Lack, then, is constitutive of the subject/being (being qua ens & esse) as the subject confronts the “loss” of immediacy: the loss of experiencing itself (as itself) and the world without language, which I construe as a fall into mediation. Such loss is inherent in the growth of consciousness, and therefore constitutive of it. In the play of the Real and the Symbolic, metaphysics enacts, in the Symbolic order, something actually going on in the ineffable Real.  I read 'incompleteness' and lack as loss, but loss as a space for something to enter, not merely consciousness, but of becoming---becoming, as Marion might say, 'gifted,' or as Caputo might say, opening upon a substrate for the 'call' from he knows not where.


If we take as axiomatic that the locus of the divine is the Real (Lacan), then all movements in the Symbolic (and Imaginary) order are analogical enactments that substitute for “lack” as they engage moments in the Real. These enactments in the Symbolic order of something occurring in the Real is what Pete calls the “the ground…of…religion.” I would add that it also grounds metaphysics and its gesture of analogy of being. This gesture is itself a response to a call (we can call it a 'pure call' to marry both Caputo's and Marion's call) from the Real itself, which insists upon its representation.


In Pete's pyrotheology and 'depravity,' religion provides a frame for lack to be "made manifest." It is this idea of manifesting that fascinates me. Far from foreclosing on lack, pyrotheology opens onto the very givenness of the Real itself. In this sense, Jean-Luc Marion’s 3rd phenomenological reduction to ‘givenness’ brushes up against Pete's pyrotheological opening, and instead of foreclosing on lack, discloses the formation of the subjectivity of self (a relation of metonymy, not identity).

Depravity, then, can be understood as a ‘deprivation’ of immediacy, that, unexpectedly, opens upon the horizon that situates givenness, presenting it to the intuition. When the intuition is ‘saturated,’ the ‘religious impulse’ becomes the response to Caputo’s ‘unheard call’, which commands the aim of intentionality. The shift from the immediate to the mediated that constitutes the appearance of the self, is the heart of sacramentality itself. The religious subject is thereby called into itself, “constituted” as Pete asserts, by lack, which is the distance between the Real, and everything else anterior to consciousness, the gifted, the human person fully alive.

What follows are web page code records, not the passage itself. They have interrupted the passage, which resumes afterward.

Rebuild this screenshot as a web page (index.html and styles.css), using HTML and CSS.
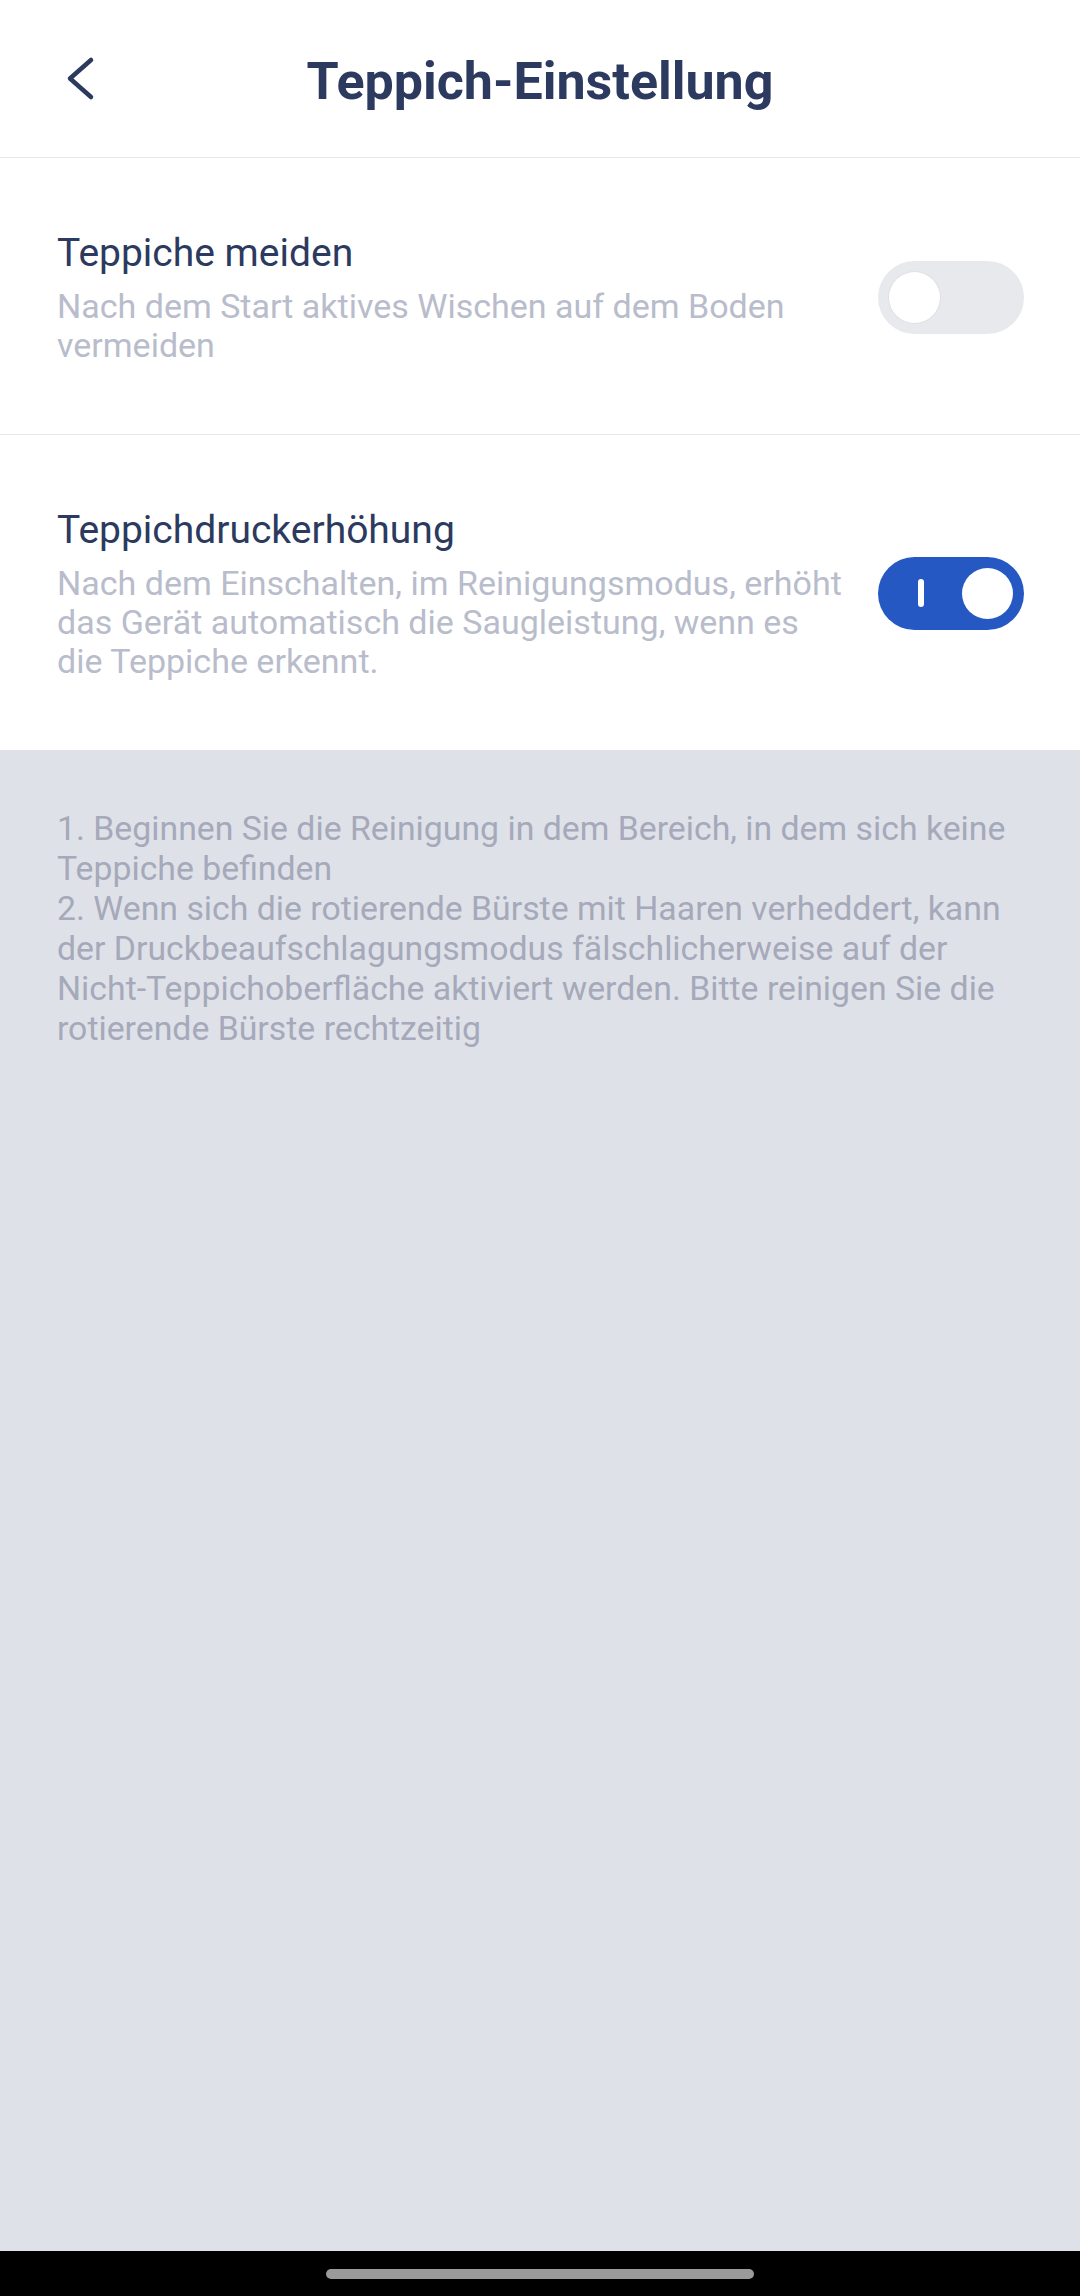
FILE: index.html
```html
<!DOCTYPE html>
<html lang="de">
<head>
    <meta charset="UTF-8">
    <meta name="viewport" content="width=device-width, initial-scale=1.0">
    <title>Teppich-Einstellung</title>
    <link rel="stylesheet" href="styles.css">
</head>
<body>
    <div class="screen">
        <!-- Header -->
        <header class="top-bar">
            <button class="back-btn" aria-label="Zurück">
                <svg width="36" height="48" viewBox="0 0 36 48">
                    <path d="M31 6 L10 24.5 L31 43" fill="none" stroke="#2b3a5e" stroke-width="4.5" stroke-linecap="round" stroke-linejoin="round"/>
                </svg>
            </button>
            <h1>Teppich-Einstellung</h1>
        </header>

        <!-- Settings -->
        <section class="settings">
            <div class="setting-row">
                <div class="setting-text">
                    <div class="setting-title">Teppiche meiden</div>
                    <div class="setting-desc">Nach dem Start aktives Wischen auf dem Boden vermeiden</div>
                </div>
                <div class="switch"><span class="knob"></span></div>
            </div>
            <div class="setting-row">
                <div class="setting-text">
                    <div class="setting-title">Teppichdruckerhöhung</div>
                    <div class="setting-desc">Nach dem Einschalten, im Reinigungsmodus, erhöht das Gerät automatisch die Saugleistung, wenn es die Teppiche erkennt.</div>
                </div>
                <div class="switch on"><span class="mark"></span><span class="knob"></span></div>
            </div>
        </section>

        <!-- Hints -->
        <section class="notes">
            <p>1. Beginnen Sie die Reinigung in dem Bereich, in dem sich keine Teppiche befinden</p>
            <p>2. Wenn sich die rotierende Bürste mit Haaren verheddert, kann der Druckbeaufschlagungsmodus fälschlicherweise auf der Nicht-Teppichoberfläche aktiviert werden. Bitte reinigen Sie die rotierende Bürste rechtzeitig</p>
        </section>

        <div class="nav-bar"><span class="home-pill"></span></div>
    </div>
</body>
</html>
```

FILE: styles.css
```css
* {
    box-sizing: border-box;
}

body {
    margin: 0;
    font-family: Roboto, 'Noto Sans', sans-serif;
    background-color: #dfe1e9;
}

.screen {
    width: 1080px;
    height: 2296px;
    display: flex;
    flex-direction: column;
}

.top-bar {
    height: 158px;
    padding-top: 6px;
    background: #fff;
    border-bottom: 1px solid #e8e8ea;
    display: flex;
    align-items: center;
    justify-content: center;
    position: relative;
}

.top-bar h1 {
    margin: 0;
    font-size: 52px;
    font-weight: 700;
    color: #2b3a5e;
}

.back-btn {
    position: absolute;
    left: 60px;
    top: 54px;
    padding: 0;
    border: none;
    background: none;
    display: flex;
}

.settings {
    background: #fff;
}

.setting-row {
    display: flex;
    align-items: center;
    justify-content: space-between;
    padding: 71px 56px 69px 57px;
}

.setting-row + .setting-row {
    border-top: 1px solid #e8e8ea;
}

.setting-text {
    width: 788px;
}

.setting-title {
    font-size: 39px;
    line-height: 48px;
    color: #2b3a5e;
}

.setting-desc {
    margin-top: 10px;
    font-size: 34px;
    line-height: 39px;
    color: #b8bccb;
}

.switch {
    width: 146px;
    height: 73px;
    border-radius: 37px;
    background: #e8e9ed;
    position: relative;
    flex-shrink: 0;
}

.switch .knob {
    position: absolute;
    top: 11px;
    left: 11px;
    width: 51px;
    height: 51px;
    border-radius: 50%;
    background: #fff;
    box-shadow: 0 0 0 1px #e0e1e6;
}

.switch.on {
    background: #2658c4;
}

.switch.on .knob {
    left: auto;
    right: 11px;
    box-shadow: none;
}

.switch .mark {
    position: absolute;
    left: 40px;
    top: 22px;
    width: 6px;
    height: 28px;
    border-radius: 3px;
    background: #fff;
}

.notes {
    flex: 1;
    padding: 59px 57px 0;
}

.notes p {
    margin: 0;
    font-size: 33.8px;
    line-height: 40px;
    color: #a5a9b9;
}

.nav-bar {
    height: 45px;
    background: #000;
    display: flex;
    justify-content: center;
    padding-top: 18px;
}

.home-pill {
    width: 428px;
    height: 10px;
    border-radius: 5px;
    background: #9a9a9a;
}
```
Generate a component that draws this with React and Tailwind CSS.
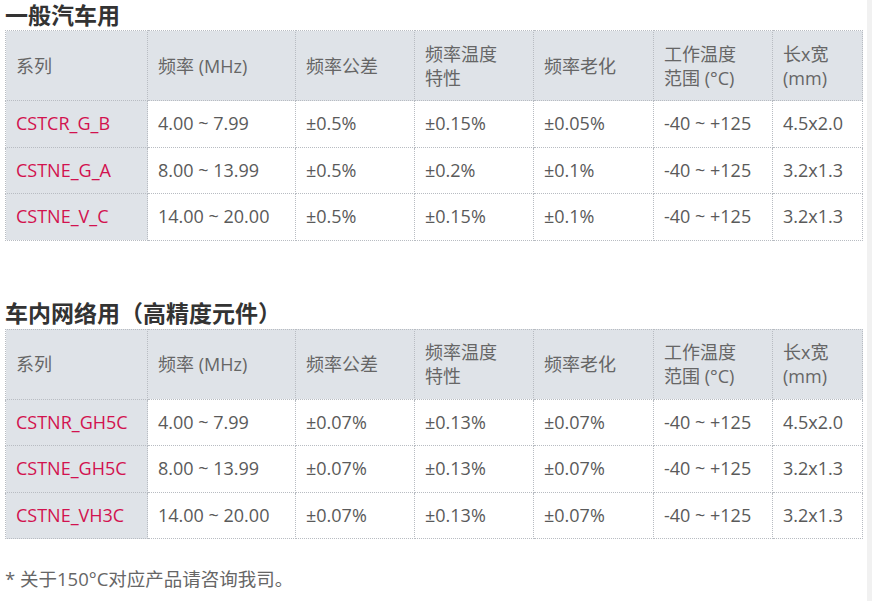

If we suspend Caputo’s notion that his ‘call’ is reduced to one’s “mommy” in psychoanalysis, then it’s really not "depravity" that separates pyrotheology from Caputo’s theopoetics/insistence theology, but rather entangles them in the play in his ‘chiasm’ where Marion’s new phenomenology holds lack in tension between givenness and the emerging self. For Marion’s system, the relation between what is given and subjectivity precedes the individuation of the self. Hence, we can understand that lack, givenness, the Real are all anterior to the self coming into being.


The pyrotheological, phenomenological and theopoetical gestures share in the notion that relationality precedes being, and constitutes it as that which is anterior to it.